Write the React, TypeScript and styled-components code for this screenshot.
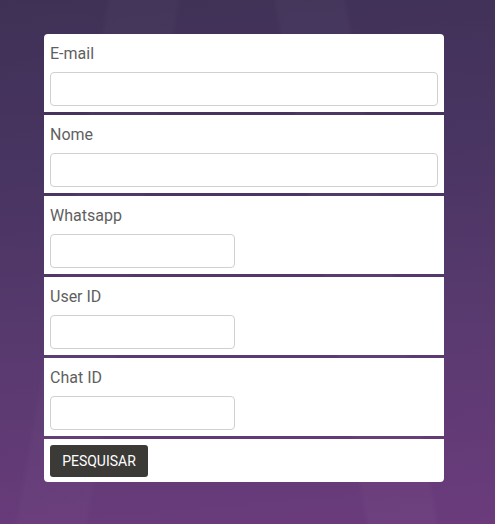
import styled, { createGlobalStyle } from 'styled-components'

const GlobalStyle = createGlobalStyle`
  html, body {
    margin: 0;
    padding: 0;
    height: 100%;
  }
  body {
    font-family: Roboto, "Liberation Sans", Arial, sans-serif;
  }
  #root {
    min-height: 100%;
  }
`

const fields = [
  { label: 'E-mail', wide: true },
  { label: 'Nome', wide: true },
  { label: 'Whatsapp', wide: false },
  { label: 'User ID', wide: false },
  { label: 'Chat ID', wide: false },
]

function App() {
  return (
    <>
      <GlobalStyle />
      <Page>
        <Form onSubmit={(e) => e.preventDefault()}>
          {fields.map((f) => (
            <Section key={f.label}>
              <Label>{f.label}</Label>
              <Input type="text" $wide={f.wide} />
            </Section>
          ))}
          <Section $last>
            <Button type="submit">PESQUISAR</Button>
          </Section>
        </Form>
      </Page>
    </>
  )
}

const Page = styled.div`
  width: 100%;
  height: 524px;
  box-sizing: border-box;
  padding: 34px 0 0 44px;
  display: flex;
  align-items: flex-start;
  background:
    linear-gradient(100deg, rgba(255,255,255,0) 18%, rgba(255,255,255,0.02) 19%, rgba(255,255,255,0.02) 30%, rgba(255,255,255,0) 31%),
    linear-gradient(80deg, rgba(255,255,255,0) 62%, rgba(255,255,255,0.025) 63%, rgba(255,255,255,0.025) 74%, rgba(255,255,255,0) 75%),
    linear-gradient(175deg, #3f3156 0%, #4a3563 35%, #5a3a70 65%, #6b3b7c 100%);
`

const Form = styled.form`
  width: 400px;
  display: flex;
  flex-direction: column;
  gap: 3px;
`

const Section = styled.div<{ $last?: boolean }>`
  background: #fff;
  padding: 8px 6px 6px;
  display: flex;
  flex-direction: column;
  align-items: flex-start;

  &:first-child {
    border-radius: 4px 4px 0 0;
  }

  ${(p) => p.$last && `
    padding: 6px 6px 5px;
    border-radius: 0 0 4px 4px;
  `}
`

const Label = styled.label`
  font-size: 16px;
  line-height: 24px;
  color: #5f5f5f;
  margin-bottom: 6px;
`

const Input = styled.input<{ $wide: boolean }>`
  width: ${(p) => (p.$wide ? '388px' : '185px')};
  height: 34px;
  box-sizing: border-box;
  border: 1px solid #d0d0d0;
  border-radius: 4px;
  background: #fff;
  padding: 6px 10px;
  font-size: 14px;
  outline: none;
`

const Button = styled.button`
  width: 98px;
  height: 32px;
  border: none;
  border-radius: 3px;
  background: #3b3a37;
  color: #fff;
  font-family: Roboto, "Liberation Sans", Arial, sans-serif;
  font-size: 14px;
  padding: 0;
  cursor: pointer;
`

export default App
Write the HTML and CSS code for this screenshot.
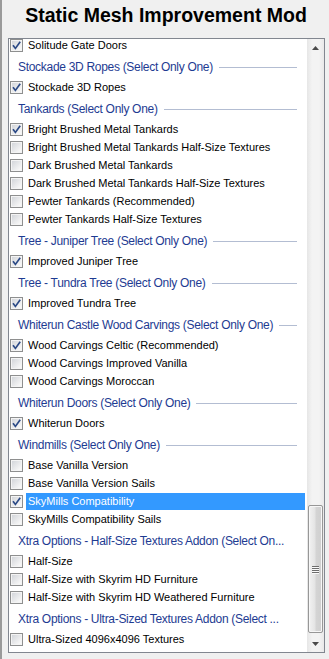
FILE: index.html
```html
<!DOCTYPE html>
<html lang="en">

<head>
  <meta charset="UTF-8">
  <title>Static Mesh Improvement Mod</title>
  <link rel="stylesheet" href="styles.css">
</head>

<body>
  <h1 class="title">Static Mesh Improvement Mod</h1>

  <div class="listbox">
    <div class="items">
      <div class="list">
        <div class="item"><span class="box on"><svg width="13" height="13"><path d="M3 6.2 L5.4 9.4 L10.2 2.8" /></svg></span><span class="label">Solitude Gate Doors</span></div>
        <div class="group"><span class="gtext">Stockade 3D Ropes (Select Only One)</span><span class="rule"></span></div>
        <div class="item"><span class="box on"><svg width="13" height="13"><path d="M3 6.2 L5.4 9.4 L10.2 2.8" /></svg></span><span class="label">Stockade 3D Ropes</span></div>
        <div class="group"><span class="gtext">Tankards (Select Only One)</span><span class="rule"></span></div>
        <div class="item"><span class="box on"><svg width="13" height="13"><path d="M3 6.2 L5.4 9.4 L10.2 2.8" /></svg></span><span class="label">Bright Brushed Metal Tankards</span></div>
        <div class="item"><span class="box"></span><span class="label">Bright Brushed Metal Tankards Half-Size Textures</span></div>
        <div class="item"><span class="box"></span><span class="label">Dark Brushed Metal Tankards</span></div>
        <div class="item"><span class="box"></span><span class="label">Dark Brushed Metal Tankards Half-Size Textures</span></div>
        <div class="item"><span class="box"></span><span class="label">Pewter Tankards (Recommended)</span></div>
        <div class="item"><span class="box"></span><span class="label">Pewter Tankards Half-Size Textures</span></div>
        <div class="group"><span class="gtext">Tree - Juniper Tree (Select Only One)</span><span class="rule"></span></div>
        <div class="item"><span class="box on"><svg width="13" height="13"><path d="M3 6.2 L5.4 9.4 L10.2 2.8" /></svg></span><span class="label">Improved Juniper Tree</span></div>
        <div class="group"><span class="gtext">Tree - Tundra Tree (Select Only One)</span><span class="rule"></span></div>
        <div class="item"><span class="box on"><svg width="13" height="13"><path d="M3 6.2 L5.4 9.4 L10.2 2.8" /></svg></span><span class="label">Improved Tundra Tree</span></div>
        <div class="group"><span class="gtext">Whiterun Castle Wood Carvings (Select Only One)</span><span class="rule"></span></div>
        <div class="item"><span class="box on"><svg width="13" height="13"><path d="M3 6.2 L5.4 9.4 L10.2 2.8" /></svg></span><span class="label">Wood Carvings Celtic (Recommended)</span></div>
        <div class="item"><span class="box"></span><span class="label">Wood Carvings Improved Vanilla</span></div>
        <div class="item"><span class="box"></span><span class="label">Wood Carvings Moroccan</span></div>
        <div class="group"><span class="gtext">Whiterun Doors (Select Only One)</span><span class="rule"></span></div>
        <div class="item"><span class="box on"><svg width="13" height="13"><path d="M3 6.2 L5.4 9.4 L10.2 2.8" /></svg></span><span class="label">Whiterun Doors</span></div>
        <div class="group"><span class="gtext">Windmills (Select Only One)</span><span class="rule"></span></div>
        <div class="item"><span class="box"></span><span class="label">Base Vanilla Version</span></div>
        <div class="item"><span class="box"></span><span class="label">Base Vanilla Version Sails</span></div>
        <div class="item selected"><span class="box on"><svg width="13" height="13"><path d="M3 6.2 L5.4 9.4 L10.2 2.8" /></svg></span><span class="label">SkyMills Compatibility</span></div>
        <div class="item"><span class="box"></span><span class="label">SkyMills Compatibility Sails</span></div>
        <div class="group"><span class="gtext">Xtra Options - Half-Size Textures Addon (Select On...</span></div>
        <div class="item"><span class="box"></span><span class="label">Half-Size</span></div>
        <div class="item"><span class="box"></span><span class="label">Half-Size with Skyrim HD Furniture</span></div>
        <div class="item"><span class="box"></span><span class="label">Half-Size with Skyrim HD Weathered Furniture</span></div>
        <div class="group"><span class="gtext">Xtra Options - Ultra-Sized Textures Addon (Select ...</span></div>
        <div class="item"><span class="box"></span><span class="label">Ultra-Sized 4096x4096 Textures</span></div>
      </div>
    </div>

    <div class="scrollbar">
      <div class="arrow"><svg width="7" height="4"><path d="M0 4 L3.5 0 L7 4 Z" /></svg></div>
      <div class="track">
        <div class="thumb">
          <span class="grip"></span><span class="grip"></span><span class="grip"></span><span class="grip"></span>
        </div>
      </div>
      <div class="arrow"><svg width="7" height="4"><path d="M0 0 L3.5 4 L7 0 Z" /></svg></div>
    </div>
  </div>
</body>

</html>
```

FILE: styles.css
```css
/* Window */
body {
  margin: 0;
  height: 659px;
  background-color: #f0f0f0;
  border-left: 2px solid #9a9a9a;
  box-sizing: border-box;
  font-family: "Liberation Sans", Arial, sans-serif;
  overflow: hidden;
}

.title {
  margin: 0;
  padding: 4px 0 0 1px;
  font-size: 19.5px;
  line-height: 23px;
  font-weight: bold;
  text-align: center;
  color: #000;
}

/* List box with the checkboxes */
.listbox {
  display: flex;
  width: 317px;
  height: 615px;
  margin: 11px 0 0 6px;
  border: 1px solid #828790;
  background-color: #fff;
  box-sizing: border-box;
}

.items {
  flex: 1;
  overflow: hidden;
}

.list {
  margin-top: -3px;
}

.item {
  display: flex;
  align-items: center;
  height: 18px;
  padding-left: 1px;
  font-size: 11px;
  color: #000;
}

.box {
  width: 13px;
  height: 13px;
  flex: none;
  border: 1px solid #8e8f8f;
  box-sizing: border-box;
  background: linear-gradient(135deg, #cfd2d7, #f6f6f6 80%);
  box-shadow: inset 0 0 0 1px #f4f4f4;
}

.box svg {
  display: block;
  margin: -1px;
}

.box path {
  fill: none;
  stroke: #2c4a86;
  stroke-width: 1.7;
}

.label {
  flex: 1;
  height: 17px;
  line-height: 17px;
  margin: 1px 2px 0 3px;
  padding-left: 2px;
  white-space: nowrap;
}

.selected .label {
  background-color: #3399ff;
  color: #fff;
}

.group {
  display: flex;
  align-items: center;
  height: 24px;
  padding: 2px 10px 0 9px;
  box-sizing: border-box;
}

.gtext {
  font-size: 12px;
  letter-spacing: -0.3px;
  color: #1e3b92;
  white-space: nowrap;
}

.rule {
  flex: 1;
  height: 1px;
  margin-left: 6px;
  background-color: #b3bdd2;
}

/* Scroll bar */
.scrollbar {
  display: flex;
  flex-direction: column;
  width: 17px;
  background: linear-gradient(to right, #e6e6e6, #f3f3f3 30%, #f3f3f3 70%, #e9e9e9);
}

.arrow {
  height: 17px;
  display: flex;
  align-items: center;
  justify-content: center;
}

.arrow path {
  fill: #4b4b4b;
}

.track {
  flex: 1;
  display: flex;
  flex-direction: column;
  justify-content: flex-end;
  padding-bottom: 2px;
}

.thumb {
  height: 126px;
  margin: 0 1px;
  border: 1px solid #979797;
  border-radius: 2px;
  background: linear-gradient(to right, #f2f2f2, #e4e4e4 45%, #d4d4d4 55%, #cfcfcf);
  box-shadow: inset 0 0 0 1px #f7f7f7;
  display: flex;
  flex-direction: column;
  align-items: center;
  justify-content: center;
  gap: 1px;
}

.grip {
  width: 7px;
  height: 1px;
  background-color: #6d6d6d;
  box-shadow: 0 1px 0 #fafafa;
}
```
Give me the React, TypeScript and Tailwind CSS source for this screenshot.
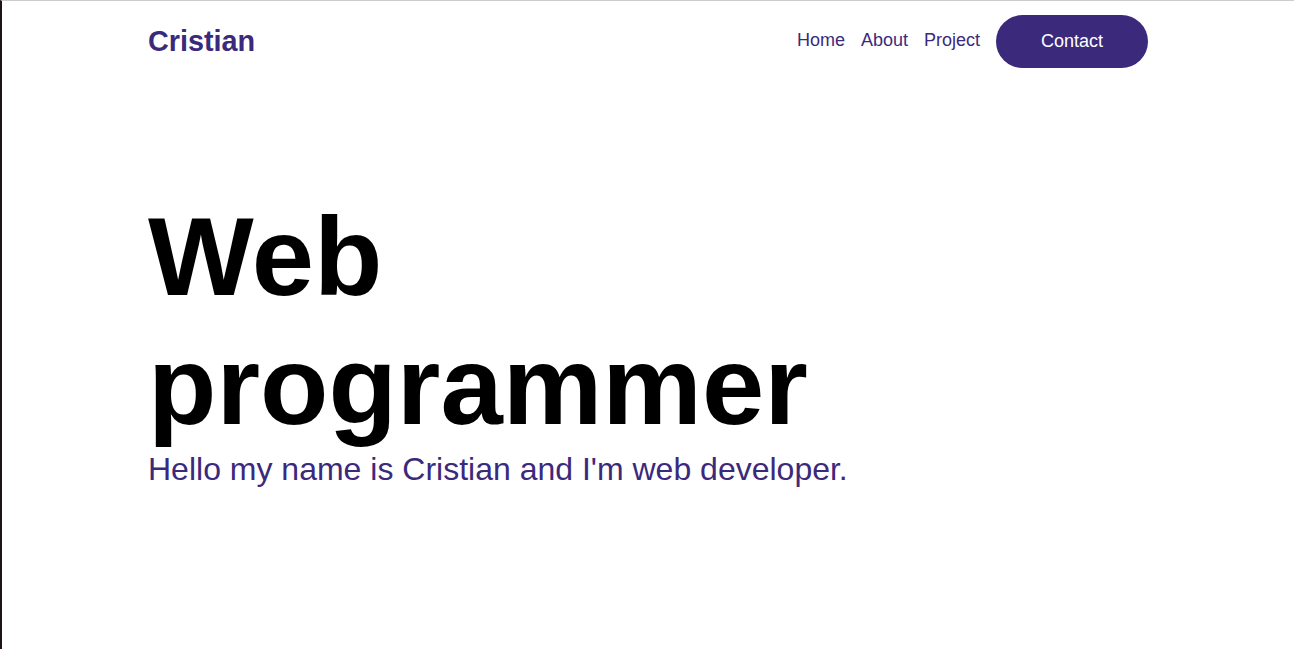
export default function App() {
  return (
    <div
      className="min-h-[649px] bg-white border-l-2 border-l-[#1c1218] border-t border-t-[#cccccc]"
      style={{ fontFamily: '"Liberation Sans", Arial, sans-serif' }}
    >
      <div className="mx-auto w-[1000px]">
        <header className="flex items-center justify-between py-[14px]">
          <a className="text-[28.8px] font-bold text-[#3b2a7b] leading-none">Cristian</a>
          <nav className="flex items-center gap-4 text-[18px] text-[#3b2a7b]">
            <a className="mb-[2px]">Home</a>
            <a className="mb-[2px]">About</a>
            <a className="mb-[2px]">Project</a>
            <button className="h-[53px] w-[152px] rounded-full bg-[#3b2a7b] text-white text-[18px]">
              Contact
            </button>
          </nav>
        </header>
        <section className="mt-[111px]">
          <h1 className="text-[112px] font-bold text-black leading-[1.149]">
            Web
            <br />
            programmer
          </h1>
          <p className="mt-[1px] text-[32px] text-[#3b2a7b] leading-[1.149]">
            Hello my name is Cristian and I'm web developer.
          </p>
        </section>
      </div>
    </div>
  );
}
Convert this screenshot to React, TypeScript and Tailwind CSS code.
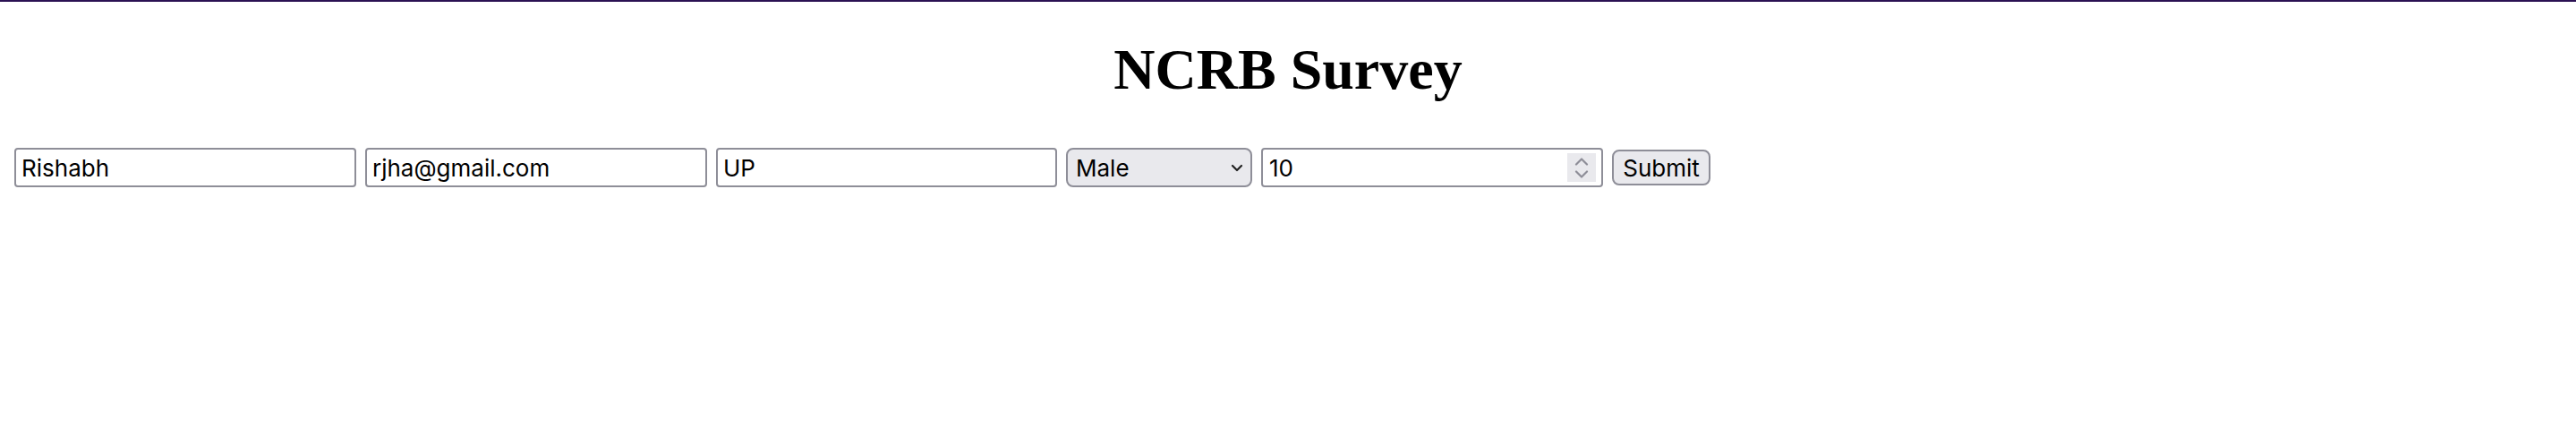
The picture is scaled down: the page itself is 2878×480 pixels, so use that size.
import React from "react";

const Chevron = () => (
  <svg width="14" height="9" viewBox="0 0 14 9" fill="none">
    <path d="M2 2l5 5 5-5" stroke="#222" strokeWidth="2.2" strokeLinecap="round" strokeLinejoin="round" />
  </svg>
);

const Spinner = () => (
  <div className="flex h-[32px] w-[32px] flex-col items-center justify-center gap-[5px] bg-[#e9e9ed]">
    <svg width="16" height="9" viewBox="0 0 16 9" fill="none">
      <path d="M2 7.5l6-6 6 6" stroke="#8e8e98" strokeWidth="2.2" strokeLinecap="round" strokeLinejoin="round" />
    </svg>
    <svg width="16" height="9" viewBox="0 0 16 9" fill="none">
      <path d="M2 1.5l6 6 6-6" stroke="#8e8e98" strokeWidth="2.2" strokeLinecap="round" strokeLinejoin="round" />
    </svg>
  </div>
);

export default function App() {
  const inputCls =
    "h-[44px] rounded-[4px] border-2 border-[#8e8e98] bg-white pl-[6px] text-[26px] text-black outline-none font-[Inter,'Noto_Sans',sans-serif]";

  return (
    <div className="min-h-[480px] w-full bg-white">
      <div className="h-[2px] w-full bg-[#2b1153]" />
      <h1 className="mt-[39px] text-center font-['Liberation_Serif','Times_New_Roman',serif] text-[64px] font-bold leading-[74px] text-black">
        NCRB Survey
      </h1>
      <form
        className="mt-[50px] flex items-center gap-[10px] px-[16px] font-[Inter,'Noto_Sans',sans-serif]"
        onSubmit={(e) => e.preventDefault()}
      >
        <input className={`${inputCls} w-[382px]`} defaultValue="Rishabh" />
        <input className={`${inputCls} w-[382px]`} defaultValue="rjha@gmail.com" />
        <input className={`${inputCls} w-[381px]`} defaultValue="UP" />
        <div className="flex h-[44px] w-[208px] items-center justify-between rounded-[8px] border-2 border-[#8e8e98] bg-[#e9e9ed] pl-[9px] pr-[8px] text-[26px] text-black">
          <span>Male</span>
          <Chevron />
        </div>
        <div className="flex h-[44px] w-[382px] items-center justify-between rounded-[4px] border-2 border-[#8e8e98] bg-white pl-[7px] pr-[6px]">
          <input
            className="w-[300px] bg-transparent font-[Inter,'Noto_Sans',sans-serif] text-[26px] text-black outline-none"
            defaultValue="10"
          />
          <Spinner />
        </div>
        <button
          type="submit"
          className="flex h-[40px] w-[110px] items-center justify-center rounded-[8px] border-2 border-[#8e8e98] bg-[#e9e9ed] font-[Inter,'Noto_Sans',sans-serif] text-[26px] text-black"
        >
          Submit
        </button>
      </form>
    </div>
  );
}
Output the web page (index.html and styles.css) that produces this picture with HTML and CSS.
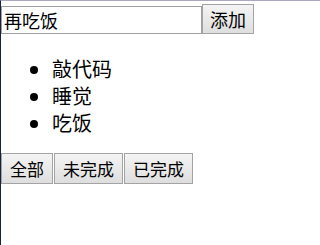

> [WRITTEN REQUEST]:
List every line from the entries above in which "screenshot" appears.

> [THE SOLUTION]:
Write the React, TypeScript and styled-components code for this screenshot.
Write the HTML and CSS code for this screenshot.
Give me the React, TypeScript and Tailwind CSS source for this screenshot.
Convert this screenshot to React, TypeScript and Tailwind CSS code.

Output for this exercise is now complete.